Still, the Bonds have stayed positive about the whole process. They’ve learned that even spending 20 minutes here and there scraping ceilings or ripping up floorboards is ultimately going to get them to their final goal.
“The other night, I needed to cut Tim’s hair, we needed to put the kids to bed and we still needed to work on ripping up the floors,” Jodi said. “We were getting flustered, so the kids said, ‘Let us help!’ I thought about it for a minute, and was like, ‘This might actually work.’ So there we were, after bedtime, the boys ripping up flooring in the kitchen while I cut Tim’s hair.”
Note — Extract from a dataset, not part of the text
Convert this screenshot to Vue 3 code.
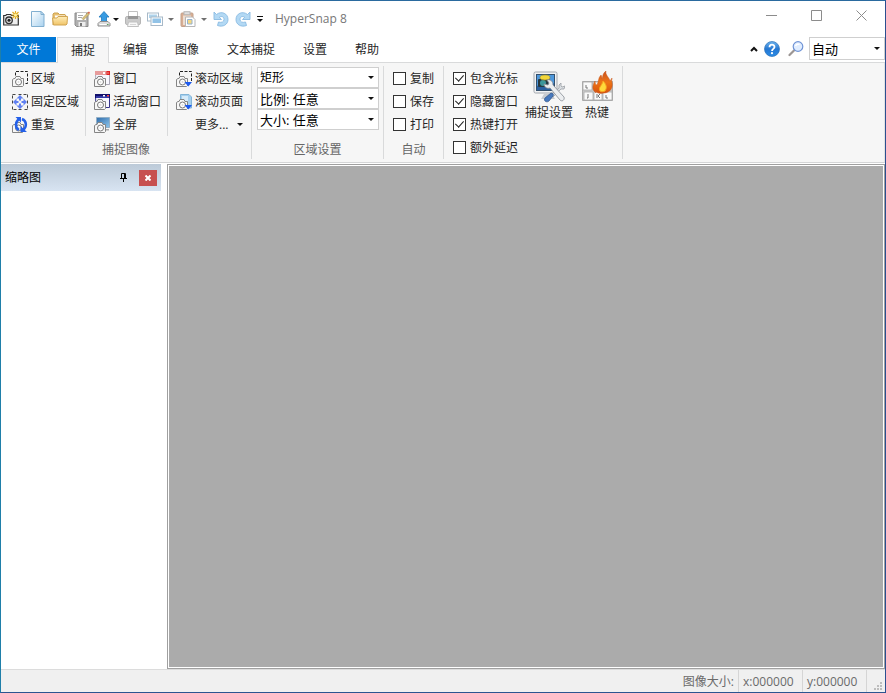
<script setup>
import { ref } from 'vue'

const tabs = ['捕捉', '编辑', '图像', '文本捕捉', '设置', '帮助']
const activeTab = ref('捕捉')

const quick = [
  { id: 'new', label: '新建' },
  { id: 'open', label: '打开' },
  { id: 'save', label: '保存' },
  { id: 'export', label: '导出', menu: 'tight' },
  { id: 'print', label: '打印', faded: true },
  { id: 'windows', label: '复制', menu: 'wide', faded: true },
  { id: 'paste', label: '粘贴', menu: 'wide', faded: true },
  { id: 'undo', label: '撤消', faded: true },
  { id: 'redo', label: '重做', faded: true },
]

const captureColumns = [
  [
    { id: 'region', label: '区域' },
    { id: 'fixed', label: '固定区域' },
    { id: 'repeat', label: '重复' },
  ],
  [
    { id: 'window', label: '窗口' },
    { id: 'active', label: '活动窗口' },
    { id: 'full', label: '全屏' },
  ],
  [
    { id: 'scrollregion', label: '滚动区域' },
    { id: 'scrollpage', label: '滚动页面' },
    { id: '', label: '更多...', menu: true },
  ],
]

const regionSelects = [
  { name: '形状', value: '矩形', small: true },
  { name: '比例', value: '比例: 任意' },
  { name: '大小', value: '大小: 任意' },
]

const autoChecks = ref([
  { label: '复制', on: false },
  { label: '保存', on: false },
  { label: '打印', on: false },
])
const optionChecks = ref([
  { label: '包含光标', on: true },
  { label: '隐藏窗口', on: true },
  { label: '热键打开', on: true },
  { label: '额外延迟', on: false },
])
</script>

<template>
  <div class="window">
    <svg class="defs" aria-hidden="true">
      <defs>
        <linearGradient id="gBlue" x1="0" y1="0" x2="1" y2="1">
          <stop offset="0" stop-color="#fff" /><stop offset="1" stop-color="#a9d2ef" />
        </linearGradient>
        <linearGradient id="gFolder" x1="0" y1="0" x2="0" y2="1">
          <stop offset="0" stop-color="#ffedb8" /><stop offset="1" stop-color="#f0c468" />
        </linearGradient>
        <linearGradient id="gHelp" x1="0" y1="0" x2="0" y2="1">
          <stop offset="0" stop-color="#6db4ee" /><stop offset="0.5" stop-color="#2577d2" /><stop offset="1" stop-color="#2b8ce6" />
        </linearGradient>
        <linearGradient id="gScreen" x1="0" y1="0" x2="1" y2="1">
          <stop offset="0" stop-color="#2f6cab" /><stop offset="1" stop-color="#8ec6ec" />
        </linearGradient>
        <linearGradient id="gFlame" x1="0" y1="0" x2="0" y2="1">
          <stop offset="0" stop-color="#c8501c" /><stop offset="0.5" stop-color="#ee7416" /><stop offset="1" stop-color="#d6520d" />
        </linearGradient>
      </defs>
      <symbol id="cam" viewBox="0 0 16 16">
        <path d="M.5 8.500 2 7.500h1l1-2h4l1 2h2.500v7l-1 1h-10z" fill="#f7f7f7" stroke="#858585" />
        <circle cx="6.500" cy="11" r="3" fill="#fff" stroke="#777" />
        <circle cx="6.500" cy="11" r="1" fill="#ddd" />
      </symbol>
      <symbol id="i-app" viewBox="0 0 16 16">
        <path d="M.7 4.500h2l1-1h4l1 1h6.600v9.500H.7z" fill="#eee" stroke="#333" stroke-width="1.200" />
        <circle cx="6" cy="9.300" r="3.300" fill="#ddd" stroke="#333" stroke-width="1.300" />
        <circle cx="6" cy="9.300" r="1.500" fill="#222" />
        <path d="M12.500 0v8M8.500 4h8M9.500 1l6 6M15.500 1l-6 6" stroke="#e3ae22" stroke-width="1.200" />
        <circle cx="12.500" cy="4" r="1.500" fill="#fff3a0" />
      </symbol>
      <symbol id="i-new" viewBox="0 0 16 16">
        <path d="M1.500.5h9.500l3 3v12H1.500z" fill="url(#gBlue)" stroke="#81afd0" />
        <path d="M11 .5v3h3z" fill="#d5eafa" stroke="#81afd0" />
      </symbol>
      <symbol id="i-open" viewBox="0 0 16 16">
        <path d="M1 14V3l1-1h4l1.500 1.500H13l1 1.500v4" fill="#e9c071" stroke="#cda351" />
        <path d="M3 4.500h10V8H3z" fill="#fff" />
        <path d="M.5 7H5l1-1.500h9.500L15 13l-1 1H1.500z" fill="url(#gFolder)" stroke="#d1a552" />
      </symbol>
      <symbol id="i-save" viewBox="0 0 16 16">
        <path d="M1 2h13v13.500H2.500L1 14z" fill="#b0b0b0" stroke="#8b8b8b" />
        <path d="M3 2h9v7H3z" fill="#fff" />
        <path d="M4 4.500h5M4 6.500h4" stroke="#aaa" />
        <path d="M4.500 11h7v4.500h-7z" fill="#ededed" /><path d="M6 12h2v3H6z" fill="#777" />
        <path d="m8 7.500 6-6 1.500 1.500-6 6z" fill="#d9c17a" stroke="#998a57" stroke-width=".5" />
        <path d="m13.500 1.500 1.500-1 1 1-1 1.500z" fill="#d86850" />
      </symbol>
      <symbol id="i-export" viewBox="0 0 16 16">
        <path d="M8 .5 13 6H10.500v4.500h-5V6H3z" fill="#389be2" stroke="#1f78bd" stroke-width=".8" />
        <path d="M4 10.500h8l2 2v2.500H2v-2.500z" fill="#ddd" stroke="#8e8e8e" />
        <path d="M3.500 13.500h7" stroke="#fff" /><path d="M11 13.500h1.500" stroke="#58a45b" />
      </symbol>
      <symbol id="i-print" viewBox="0 0 16 16">
        <path d="M3.500.5h9v6h-9z" fill="#fff" stroke="#999" />
        <rect x=".5" y="5.500" width="15" height="8" rx="1.500" fill="#aaa" stroke="#858585" />
        <path d="M3 5h10v3H3z" fill="#555" />
        <path d="M3.500 11h9l1 4.500h-11z" fill="#f4f4f4" stroke="#999" /><path d="M5 13.500h6" stroke="#bbb" />
      </symbol>
      <symbol id="i-windows" viewBox="0 0 16 16">
        <rect x=".5" y="2" width="11" height="8" fill="#fff" stroke="#6f8ca4" /><path d="M2 3.500h8V7H2z" fill="#7bb8e0" />
        <rect x="4" y="6" width="11.500" height="8.500" fill="#fff" stroke="#6f8ca4" /><path d="M5.500 7.500H14V12H5.500z" fill="#4b9cd8" />
      </symbol>
      <symbol id="i-paste" viewBox="0 0 16 16">
        <rect x="1" y="2" width="12" height="13.500" rx="1" fill="#c07a4d" stroke="#9c6440" />
        <rect x="4" y=".7" width="6" height="3" fill="#ccc" stroke="#888" /><path d="M3 4.500h8V14H3z" fill="#e0c9b5" />
        <path d="M5.500 6h7l2.500 2.500v7H5.500z" fill="#fff" stroke="#888" /><path d="M7.500 8.500H12V13H7.500z" fill="#f0c030" stroke="#4f7fae" />
      </symbol>
      <symbol id="i-undo" viewBox="0 0 16 16">
        <path d="M1 1v7.500h7.500L6.300 6.300C9 4.500 11 6 11 8.500S8.500 12 5.500 11L4.500 14.500C10 16.500 15 13.500 15 8.500 15 2.500 8.500-.5 3.500 3.500z" fill="#82c0ee" stroke="#3d8fd0" stroke-width=".9" stroke-linejoin="round" />
      </symbol>
      <symbol id="i-redo" viewBox="0 0 16 16">
        <path transform="matrix(-1 0 0 1 16 0)" d="M1 1v7.500h7.500L6.300 6.300C9 4.500 11 6 11 8.500S8.500 12 5.500 11L4.500 14.500C10 16.500 15 13.500 15 8.500 15 2.500 8.500-.5 3.500 3.500z" fill="#82c0ee" stroke="#3d8fd0" stroke-width=".9" stroke-linejoin="round" />
      </symbol>
      <symbol id="i-region" viewBox="0 0 16 16">
        <path d="M3.500 4.500v-4h12v12H13" fill="none" stroke="#222" stroke-dasharray="3 1.500" /><use href="#cam" width="16" height="16" />
      </symbol>
      <symbol id="i-fixed" viewBox="0 0 16 16">
        <rect x=".5" y=".5" width="15" height="15" fill="none" stroke="#444" stroke-dasharray="3 3 3 2 3 1" />
        <path d="m8 1 3.500 3.500H9v2H7v-2H4.500zM8 15l3.500-3.500H9v-2H7v2H4.500zM1 8l3.500-3.500V7h2v2h-2v2.500zM15 8l-3.500-3.500V7h-2v2h2v2.500z" fill="#5f80f2" />
      </symbol>
      <symbol id="i-repeat" viewBox="0 0 16 16">
        <use href="#cam" width="16" height="16" />
        <path d="M7 13C3 11 3 5 7 2M10 2c5 2 5 8 1 11" fill="none" stroke="#2460e8" stroke-width="2.500" />
        <path d="M3.500 0H9v5.500zM8.500 9v6H15z" fill="#2460e8" />
      </symbol>
      <symbol id="i-window" viewBox="0 0 16 16">
        <path d="M1.500 1.500h14v12H2z" fill="#f8f8ff" stroke="#a8a5b4" /><path d="M1 0h15v4H1z" fill="#e79c9c" />
        <path d="M9 1h2v2H9z" fill="#fff" /><path d="M12.500 0H16v4h-3.500z" fill="#e02222" /><path d="M13.500 1.500h1v1h-1z" fill="#fff" /><use href="#cam" width="16" height="16" />
      </symbol>
      <symbol id="i-active" viewBox="0 0 16 16">
        <path d="M1.500 1.500h14v12H2z" fill="#f8f8ff" stroke="#37348a" /><path d="M1 0h15v4H1z" fill="#12106c" /><path d="M2 3h13" stroke="#5560e0" />
        <path d="M9 1h2v1.500H9z" fill="#fff" /><path d="M13 1h2v1.500h-2z" fill="#f44" /><use href="#cam" width="16" height="16" />
      </symbol>
      <symbol id="i-full" viewBox="0 0 16 16">
        <path d="M2.500.5h13v10h-13z" fill="url(#gScreen)" stroke="#94b0c7" /><path d="M9 12h6v1.500H9z" fill="#aaa" /><use href="#cam" width="16" height="16" />
      </symbol>
      <symbol id="i-scrollregion" viewBox="0 0 16 16">
        <path d="M3.500 4.500v-4h12V11" fill="none" stroke="#222" stroke-dasharray="3 1.500" /><use href="#cam" width="16" height="16" />
        <path d="M8.500 11H16l-3.700 4.500z" fill="#1c5af0" />
      </symbol>
      <symbol id="i-scrollpage" viewBox="0 0 16 16">
        <path d="M4.500.5H13l2.500 2.500v11h-11z" fill="#a6d0ee" stroke="#82b4d8" /><path d="M6 2h6v5H6z" fill="#d6ebfa" /><use href="#cam" width="16" height="16" />
        <path d="M8.500 11H16l-3.700 4.500z" fill="#1c5af0" />
      </symbol>
      <symbol id="i-settings" viewBox="0 0 32 32">
        <path d="M11 23h8l3 5H8z" fill="#c7cbd0" />
        <rect x="1" y="1" width="23" height="21" rx="1.500" fill="#f1f2f4" stroke="#a1a6ac" />
        <rect x="3.500" y="3.500" width="18" height="16" fill="#4e98dd" stroke="#34506c" />
        <path d="m4 15 6-3 5 4 6-4v7H4z" fill="#2a60a0" />
        <rect x="5" y="8" width="12" height="8" rx="1" fill="#253840" /><circle cx="10" cy="12" r="3" fill="#3b969a" />
        <ellipse cx="12" cy="6.500" rx="5" ry="2.500" fill="#f2d639" stroke="#a68d21" stroke-width=".6" />
        <path d="m28 12-2 2v3l-8 7 2 2 8-8h3l1-3-3 1-1-1z" fill="#d9dde1" stroke="#9a9fa5" stroke-width=".8" />
        <path d="M18 22c2 0 3 2 2 3l-4 5c-2 2-6 0-4-3z" fill="#4779be" stroke="#2d5388" stroke-width=".7" />
        <path d="M14 9c3-1 6 1 6 5l11 12c1 3-2 5-4 3L17 17c-3 1-6-1-6-4l4 1 1-2z" fill="#eceef0" stroke="#858c93" stroke-width=".8" />
      </symbol>
      <symbol id="i-hotkey" viewBox="0 0 32 32">
        <path d="M1.500 10.500h30v19h-30z" fill="#ccc" stroke="#aaa" />
        <g fill="#fafafa" stroke="#aaa" stroke-width=".8"><rect x="2" y="11" width="9" height="8" /><rect x="12" y="11" width="9" height="8" /><rect x="22" y="11" width="9" height="8" /><rect x="3" y="21" width="9" height="8" /><rect x="13" y="21" width="8" height="8" /><rect x="22" y="21" width="9" height="8" /></g>
        <path d="M5 14v3h2M7 23v4H6M16 23v4m3-4-2 2 2 2M25 24v3h2" fill="none" stroke="#777" />
        <path d="M15 22C10 18 12 14 14 10c0 3 1 4 2 4 2-4 1-7 4-10 1 2 1 3 1 4 1-2 0-5 4-8-1 4 3 6 4 10l2-3c-1 4 1 5 0 9-1 4-5 6-8 6-4 1-7 0-9-2z" fill="url(#gFlame)" stroke="#c8581e" stroke-width=".5" />
        <path d="M19 20c-2-4 2-5 3-10 4 4 4 7 2 10-2 1-4 1-5 0z" fill="#ffd83b" stroke="#f7a51e" />
      </symbol>
      <symbol id="i-help" viewBox="0 0 16 16">
        <circle cx="8" cy="8" r="7.500" fill="url(#gHelp)" stroke="#2c71b8" stroke-width=".7" />
        <path d="M5.500 6.300C5.500 2.800 10.500 3 10.500 6c0 2-2.500 1.800-2.500 4" fill="none" stroke="#fff" stroke-width="1.800" />
        <circle cx="8" cy="12.200" r="1.100" fill="#fff" />
      </symbol>
      <symbol id="i-find" viewBox="0 0 16 16">
        <path d="m6 9.500-4.500 4.500" stroke="#9c9694" stroke-width="2.200" stroke-linecap="round" />
        <circle cx="10" cy="5.500" r="4.800" fill="#e0edff" stroke="#7094d6" stroke-width="1.200" />
        <path d="M7.500 5c1-2 3-2 4-1.500" fill="none" stroke="#fff" stroke-width="1.500" />
      </symbol>
    </svg>

    <header class="titlebar">
      <svg class="icon app"><use href="#i-app" /></svg>
      <button v-for="q in quick" :key="q.id" class="quick" :class="[q.menu, { faded: q.faded }]" :aria-label="q.label">
        <svg class="icon"><use :href="'#i-' + q.id" /></svg>
        <i v-if="q.menu" class="arrow"></i>
      </button>
      <button class="customize" aria-label="自定义"><i class="arrow"></i></button>
      <h1>HyperSnap 8</h1>
      <button class="control" aria-label="最小化"><svg viewBox="0 0 11 11"><path d="M0 5.500h11" /></svg></button>
      <button class="control" aria-label="最大化"><svg viewBox="0 0 11 11"><path d="M.5.5h10v10H.5z" /></svg></button>
      <button class="control" aria-label="关闭"><svg viewBox="0 0 11 11"><path d="m.5.5 10 10m0-10-10 10" /></svg></button>
    </header>

    <nav class="tabs">
      <button class="file">文件</button>
      <button v-for="t in tabs" :key="t" class="tab" :class="{ active: t === activeTab }" @click="activeTab = t">{{ t }}</button>
      <div class="tools">
        <button class="tool" aria-label="折叠功能区"><svg class="chevron" viewBox="0 0 8 6"><path d="M1 5l3-3 3 3" /></svg></button>
        <button class="tool" aria-label="帮助主题"><svg class="icon"><use href="#i-help" /></svg></button>
        <button class="tool" aria-label="缩放"><svg class="icon"><use href="#i-find" /></svg></button>
        <div class="combo zoom"><select aria-label="缩放比例"><option>自动</option></select><i class="arrow"></i></div>
      </div>
    </nav>

    <section class="ribbon">
      <div class="group">
        <div class="columns">
          <div v-for="(col, i) in captureColumns" :key="i" class="column">
            <button v-for="c in col" :key="c.label" class="command">
              <svg class="icon"><use v-if="c.id" :href="'#i-' + c.id" /></svg>
              <span>{{ c.label }}</span>
              <i v-if="c.menu" class="arrow"></i>
            </button>
          </div>
        </div>
        <div class="caption">捕捉图像</div>
      </div>
      <div class="group region">
        <div class="combos">
          <div v-for="s in regionSelects" :key="s.name" class="combo" :class="{ small: s.small }">
            <select :aria-label="s.name"><option>{{ s.value }}</option></select><i class="arrow"></i>
          </div>
        </div>
        <div class="caption">区域设置</div>
      </div>
      <div class="group">
        <div class="checks">
          <label v-for="c in autoChecks" :key="c.label"><input v-model="c.on" type="checkbox">{{ c.label }}</label>
        </div>
        <div class="caption">自动</div>
      </div>
      <div class="group options">
        <div class="checks">
          <label v-for="c in optionChecks" :key="c.label"><input v-model="c.on" type="checkbox">{{ c.label }}</label>
        </div>
        <button class="large"><svg><use href="#i-settings" /></svg>捕捉设置</button>
        <button class="large"><svg><use href="#i-hotkey" /></svg>热键</button>
      </div>
    </section>

    <main class="workspace">
      <aside class="panel">
        <div class="panel-head">
          <h2>缩略图</h2>
          <button class="pin" aria-label="固定"><svg viewBox="0 0 7 9"><path d="M1.500 5V.5h4V5M4.500 1v4M0 5.500h7M3.500 6v3" /></svg></button>
          <button class="close" aria-label="关闭面板"><svg viewBox="0 0 6 6"><path d="m.5.5 5 5m0-5-5 5" /></svg></button>
        </div>
      </aside>
      <div class="canvas"></div>
    </main>

    <footer class="status">
      <span>图像大小:</span>
      <span>x:000000</span>
      <span>y:000000</span>
      <svg class="grip" viewBox="0 0 8 8"><path d="M6 0h2v2H6zM3 3h2v2H3zM6 3h2v2H6zM0 6h2v2H0zM3 6h2v2H3zM6 6h2v2H6z" /></svg>
    </footer>
  </div>
</template>

<style>
body {
  margin: 0;
}
</style>

<style scoped>
.window {
  display: flex;
  flex-direction: column;
  box-sizing: border-box;
  min-height: 100vh;
  border: 1px solid;
  border-color: #2a6a9f #2b4f90 #2b5590 #1f7fa9;
  background: #fff;
  color: #262626;
  font: 12px/16px "Open Sans", "Noto Sans CJK SC", sans-serif;
}
.defs {
  position: absolute;
  width: 0;
  height: 0;
}
button {
  padding: 0;
  border: 0;
  background: none;
  color: inherit;
  font: inherit;
}
h1,
h2 {
  margin: 0;
  font: inherit;
}
.icon {
  flex: none;
  width: 16px;
  height: 16px;
}
.arrow {
  flex: none;
  width: 0;
  height: 0;
  border: 3px solid transparent;
  border-top-color: #111;
  border-bottom: 0;
}

.titlebar {
  display: flex;
  align-items: center;
  height: 36px;
  padding-right: 1px;
}
.app {
  margin: 0 8px 0 2px;
}
.quick {
  display: flex;
  align-items: center;
  box-sizing: border-box;
  width: 22px;
  height: 22px;
  padding-left: 3px;
}
.quick.tight {
  width: 29px;
  gap: 1px;
}
.quick.wide {
  width: 33px;
  gap: 5px;
}
.faded {
  opacity: 0.6;
}
.customize {
  display: flex;
  flex-direction: column;
  align-items: center;
  gap: 2px;
  width: 12px;
}
.customize::before {
  content: "";
  width: 6px;
  height: 1px;
  background: #111;
}
.titlebar h1 {
  flex: 1;
  margin-left: 9px;
  color: #777;
}
.control {
  display: flex;
  justify-content: center;
  align-items: center;
  width: 45px;
  height: 28px;
  align-self: flex-start;
}
.control svg {
  width: 11px;
  height: 11px;
  fill: none;
  stroke: #8c8c8c;
}

.tabs {
  display: flex;
  align-items: stretch;
  height: 26px;
  box-shadow: inset 0 -1px #d9dadb;
}
.file {
  width: 55px;
  margin: 0 1px 1px 0;
  background: #0078d7;
  color: #fff;
}
.tab {
  padding: 0 14px;
}
.tab.active {
  padding: 0 13px;
  border: 1px solid #d9dadb;
  border-bottom: 0;
  background: #f6f6f6;
}
.tools {
  display: flex;
  align-items: center;
  align-self: flex-start;
  height: 23px;
  margin-left: auto;
}
.tool {
  display: flex;
  margin-right: 8px;
}
.tool + .tool + .tool {
  margin-right: 5px;
}
.chevron {
  width: 8px;
  height: 6px;
  margin-right: -2px;
  fill: none;
  stroke: #111;
  stroke-width: 2;
}
.combo {
  position: relative;
  display: flex;
  align-items: center;
  box-sizing: border-box;
  height: 21px;
  border: 1px solid #cfcfcf;
  background: #fff;
}
.combo select {
  appearance: none;
  width: 100%;
  height: 100%;
  padding: 0 14px 0 2px;
  border: 0;
  background: none;
  color: #000;
  font: inherit;
  font-size: 13px;
}
.combo.small select {
  font-size: 12px;
}
.combo .arrow {
  position: absolute;
  right: 4px;
  pointer-events: none;
}
.combo.zoom {
  width: 76px;
  height: 23px;
}

.ribbon {
  display: flex;
  align-items: stretch;
  box-sizing: border-box;
  height: 100px;
  padding: 3px 0;
  border-bottom: 1px solid #d4d5d6;
  border-right: 1px solid #e2e2e2;
  background: #f6f6f6;
}
.group {
  display: flex;
  flex-direction: column;
  justify-content: space-between;
  box-sizing: border-box;
  padding-top: 1px;
  border-right: 1px solid #d9dadb;
}
.columns {
  display: flex;
}
.column {
  display: flex;
  flex-direction: column;
  padding: 0 6px 0 8px;
}
.column:first-child {
  padding-left: 11px;
}
.column:last-child {
  padding-right: 8px;
}
.column + .column {
  border-left: 1px solid #d9dadb;
}
.command {
  display: flex;
  align-items: center;
  gap: 3px;
  height: 23px;
  white-space: nowrap;
}
.command .arrow {
  margin-left: auto;
}
.caption {
  height: 17px;
  color: #666;
  text-align: center;
}
.region {
  width: 132px;
}
.combos {
  padding: 0 4px 0 5px;
}
.checks {
  padding: 0 9px;
}
.checks label {
  display: flex;
  align-items: center;
  gap: 4px;
  height: 23px;
  white-space: nowrap;
}
.checks input {
  appearance: none;
  display: flex;
  justify-content: center;
  box-sizing: border-box;
  width: 13px;
  height: 13px;
  margin: 0;
  border: 1px solid #333;
  background: #fff;
}
.checks input:checked::after {
  content: "";
  width: 4px;
  height: 7px;
  border: solid #222;
  border-width: 0 1px 1px 0;
  transform: rotate(42deg);
}
.options {
  flex-direction: row;
  justify-content: flex-start;
  padding-right: 5px;
}
.options .checks {
  padding-right: 3px;
}
.large {
  display: flex;
  flex-direction: column;
  align-items: center;
  align-self: flex-start;
  gap: 2px;
  min-width: 40px;
  padding: 4px 4px 0;
}
.large + .large {
  padding: 4px 0 0;
}
.large svg {
  width: 32px;
  height: 32px;
}

.workspace {
  display: flex;
  flex: 1;
  gap: 6px;
  padding: 1px 0 0;
}
.panel {
  flex: none;
  width: 160px;
}
.panel-head {
  display: flex;
  align-items: center;
  height: 27px;
  padding: 0 4px;
  background: linear-gradient(#bccad8, #d8e4f2);
  color: #000;
}
.panel-head h2 {
  flex: 1;
}
.pin {
  display: flex;
  margin-right: 12px;
}
.pin svg {
  width: 7px;
  height: 9px;
  fill: none;
  stroke: #000;
}
.close {
  display: grid;
  place-items: center;
  width: 18px;
  height: 16px;
  background: #c75050;
}
.close svg {
  width: 6px;
  height: 6px;
  stroke: #fff;
  stroke-width: 2;
}
.canvas {
  flex: 1;
  border: 1px solid #a0a0a0;
  box-shadow: inset 0 0 0 1px #fff;
  background: #ababab;
}

.status {
  display: flex;
  justify-content: flex-end;
  align-items: stretch;
  box-sizing: border-box;
  height: 23px;
  border-top: 1px solid #dcdcdc;
  background: #f0f0f0;
  color: #6a6a6a;
  line-height: 23px;
}
.status span {
  box-sizing: border-box;
  min-width: 64px;
  padding: 0 4px;
  border-right: 1px solid #d5d5d5;
}
.status span:first-child {
  text-align: right;
}
.grip {
  align-self: flex-end;
  width: 8px;
  height: 8px;
  margin: 0 3px 2px 7px;
  fill: #bdbdbd;
}
</style>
“We’ve truly learned to live in upheaval and just embrace the chaos,” Tim said. “Or at least take the chaos and focus it toward something productive.”
HEART OF THE MATTER
Remodeling a house on your own is a huge learning experience in many ways. Not only have the Bonds picked up new skills, they’ve also learned more about life and each other.
“Seeing the positive traits that each of us bring to the project has been helpful,” Tim said. “If the project was left to either of us by ourselves, the whole thing would be off balance.”
“I’ve found that it’s so satisfying to do your own work,” Jodi said. “But if you take something of this size on, you have to be willing to take risks and be okay with making mistakes.”
While the Bonds have gotten a lot done on their house, there is still much more they want to accomplish. You can watch their progress by following their Instagram account, @houseonasugarhill.
The Bonds’ style is simple and realistic. They feel pulled toward creating a space that is full of life and character, and from what I was able to see, they’re accomplishing just that. “When people walk into my house, I don’t want them to see something grand and perfect,” Jodi said. “I want people to see our life and our story. I want them to see our heart.”